Rodzina - szczerze polecam!

Joanna Blumczyńska

 

Covid Covidem ,ale chyba każdy zauważył podczas lockdownu, jak ważne są więzi międzyludzkie.  Kiedy wszystkie zawodowe aktywności zatrzymują się choć na chwilę, świat nagle nabiera innych barw i wkrada się… tęsknota za drugim człowiekiem. Nikt nie jest samotną wyspą i czasem, by to odkryć trzeba po prostu… zamknąć się w domu.

Rodzina jest najbardziej podstawowym, naturalnym miejscem każdego człowieka. Czy jednak niektórym z nas ta „ zwyczajna zwyczajność” nie wydaje się  zbyt nudna? A może nieznana? Życie w rodzinie, zabieganie, zmęczenie ma jednak swoje uroki. Bo bardziej odczuwalne i głębiej przeżywane są kolejne chwile, te mniej spektakularne: codzienne dziękuję, proszę i przepraszam, wspólne posiłki, letnie wakacje, spacery i wycieczki, zapach wigilijnych potraw, pierwszy ząbek, ocena w szkole, matura, łzy pożegnania…

rodzina

Rodzina, by była trwała, wymaga jednak wysiłku. Konkretnej pracy, którą trzeba wykonać, czasem rezygnując ze swoich planów. Tych zawodowych również. Choć to jest często niezrozumiałe dla tych, którzy chcieliby narzucić jeden model: kobiety w pracy zawodowej i dzieci u opiekunek lub w żłobkach. Czy dziś naprawdę trzeba jednak pędzić? Pędzić, żeby..? Żeby zapomnieć? O czym? O tęsknocie za rodziną?  A może ten pędzący pozór życia, ukształtowany przez współczesną kulturę samotności, okrada dziś młodych ludzi z poczucia prawdziwie pełnego życia? Bo kiedy człowiek osiąga najbardziej swą pełnię? Czy nie wówczas właśnie, kiedy po pewnym etapie życia ukierunkowanego na własne potrzeby, w końcu dostrzega pragnienia innych i bezinteresownie zaczyna „służyć”? Prawdziwa miłość jest bezinteresowna. Odkrycie tej perspektywy może zaskoczyć wielu. Także tych, którzy żyją w rodzinach.

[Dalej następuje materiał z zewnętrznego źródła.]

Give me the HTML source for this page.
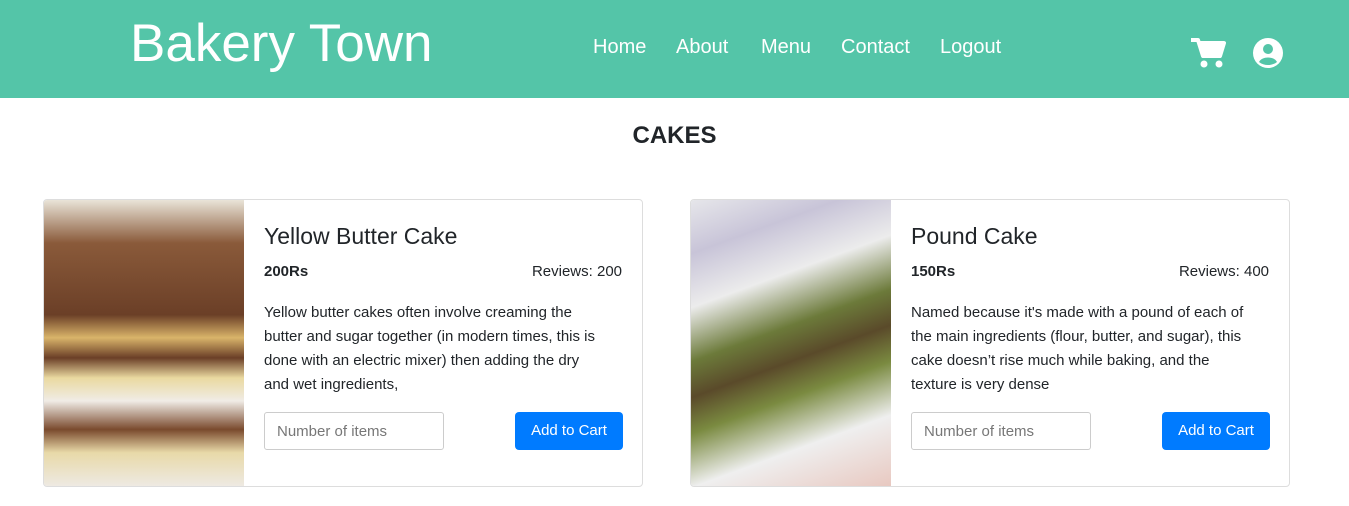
<!DOCTYPE html>
<html><head><style>
*{box-sizing:border-box;margin:0;padding:0}
body{width:1349px;height:506px;background:#fff;font-family:"Liberation Sans",sans-serif;color:#212529;position:relative;overflow:hidden}
.hdr{position:absolute;left:0;top:0;width:1349px;height:98px;background:#54c5a8}
.brand{position:absolute;left:130px;top:13px;font-size:53px;color:#fff}
.nav{position:absolute;top:36px;font-size:20px;color:#fff}
h2{position:absolute;top:122px;width:100%;text-align:center;font-size:24px;font-weight:bold}
.card{position:absolute;top:199px;width:600px;height:288px;border:1px solid #ddd;border-radius:4px;overflow:hidden}
.img{position:absolute;left:0;top:0;width:200px;height:287px}
.t{position:absolute;left:220px;top:23px;font-size:23px}
.p{position:absolute;left:220px;top:63px;font-size:15px;font-weight:bold}
.r{position:absolute;right:20px;top:63px;font-size:15px}
.d{position:absolute;left:220px;top:101px;font-size:15px;line-height:24px;white-space:nowrap}
.in{position:absolute;left:220px;top:212px;width:180px;height:38px;border:1px solid #ccc;border-radius:3px;font-size:15px;color:#777;padding:10px 12px}
.b{position:absolute;left:471px;top:212px;width:108px;height:38px;background:#007bff;border-radius:4px;color:#fff;font-size:15px;text-align:center;line-height:38px}
</style></head><body>
<div class="hdr">
<div class="brand">Bakery Town</div>
<div class="nav" style="left:593px">Home</div>
<div class="nav" style="left:676px">About</div>
<div class="nav" style="left:761px">Menu</div>
<div class="nav" style="left:841px">Contact</div>
<div class="nav" style="left:940px">Logout</div>
<svg style="position:absolute;left:1190px;top:37px" width="36" height="32" viewBox="0 0 36 32"><path d="M1 3h7l5 16h17l4-13H10" fill="none" stroke="#fff" stroke-width="4" stroke-linejoin="round"/><path d="M10 6h24l-4 13H13z" fill="#fff"/><circle cx="14" cy="27" r="3.5" fill="#fff"/><circle cx="29" cy="27" r="3.5" fill="#fff"/></svg>
<svg style="position:absolute;left:1252px;top:37px" width="32" height="32" viewBox="0 0 32 32"><circle cx="16" cy="16" r="15" fill="#fff"/><circle cx="16" cy="12" r="5" fill="#54c5a8"/><path d="M7 25c3-6 15-6 18 0c-5 4-13 4-18 0z" fill="#54c5a8"/></svg>
</div>
<h2>CAKES</h2>
<div class="card" style="left:43px">
<div class="img" style="background:linear-gradient(180deg,#e9e4d8 0%,#8a5a3a 15%,#6b3f27 40%,#d9b46a 48%,#6b3f27 55%,#ead9a0 62%,#f0ece6 70%,#7a4a2d 80%,#e8d9a8 88%,#eeeae4 100%)"></div>
<div class="t">Yellow Butter Cake</div>
<div class="p">200Rs</div><div class="r">Reviews: 200</div>
<div class="d">Yellow butter cakes often involve creaming the<br>butter and sugar together (in modern times, this is<br>done with an electric mixer) then adding the dry<br>and wet ingredients,</div>
<div class="in">Number of items</div><div class="b">Add to Cart</div>
</div>
<div class="card" style="left:690px">
<div class="img" style="background:linear-gradient(160deg,#e6e6ea 0%,#c8c4d8 15%,#ececec 30%,#6c7a3a 45%,#5a4a2a 55%,#7a8a40 65%,#efefef 80%,#e8c8c0 100%)"></div>
<div class="t">Pound Cake</div>
<div class="p">150Rs</div><div class="r">Reviews: 400</div>
<div class="d">Named because it's made with a pound of each of<br>the main ingredients (flour, butter, and sugar), this<br>cake doesn’t rise much while baking, and the<br>texture is very dense</div>
<div class="in">Number of items</div><div class="b">Add to Cart</div>
</div>
</body></html>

Rodzina jest idealnym miejscem leczącym z pragmatyzmu. A to dziś dość promowana postawa: robić to, co będzie mi się opłacało. Niestety, nie w rodzinie. Czy opłaca mi się zastąpić żonę podczas nocnego czuwania przy dziecku, przecież będę niewyspany? A może opłaca się po raz kolejny „marnować czas” na wspólną rodzinną planszówkę zamiast odpisać na zaległe maile? Znowu ja mam wypakować zmywarkę..? Znowu, znowu, znowu… Szczęścia w rodzinie nie da się zbudować na pragmatyzmie. Prędzej czy później tak zbudowany system domowy będzie musiał poważnie się zachwiać. Tylko miłość może go uratować. Dawanie czegoś z siebie dla wspólnoty, bez oczekiwania zapłaty. To proste i jednocześnie… bardzo trudne. A gdzie samorealizacja? W rodzinie również w kategoriach „my”, a nie wyłącznie „ja”.

Rodzina jest też idealnym miejscem, by przestać udawać, ale być po prostu tym, kim się jest: mężem, żoną, ojcem, matką, dzieckiem. Te zadania pełnione od wieków prawdziwie ubogacały całe społeczeństwa i dawały nadzieję, poczucie bezpieczeństwa, szczęście. Nic się nie zmieniło dzisiaj. Może tylko podejście niektórych, którzy zaczęli wierzyć, że można zastąpić czymkolwiek tę sprawdzoną receptę na szczęście.

Rodzina jest wpisana w nasze ludzkie powołanie, a jej wartość jest bezcenna i dla każdego z nas z osobna, i dla całego społeczeństwa. Od jej kondycji, istnienia zależy przyszłość kolejnych pokoleń. Szczerze, więc polecam!

Autorka jest z wykształcenia farmaceutką, a także absolwentką Podyplomowego Studium Rodziny w Poznaniu. Współinicjatorką i jedną z koordynatorek akcji Twoje Dziecko – Wielka Sprawa. Ma pięcioro dzieci.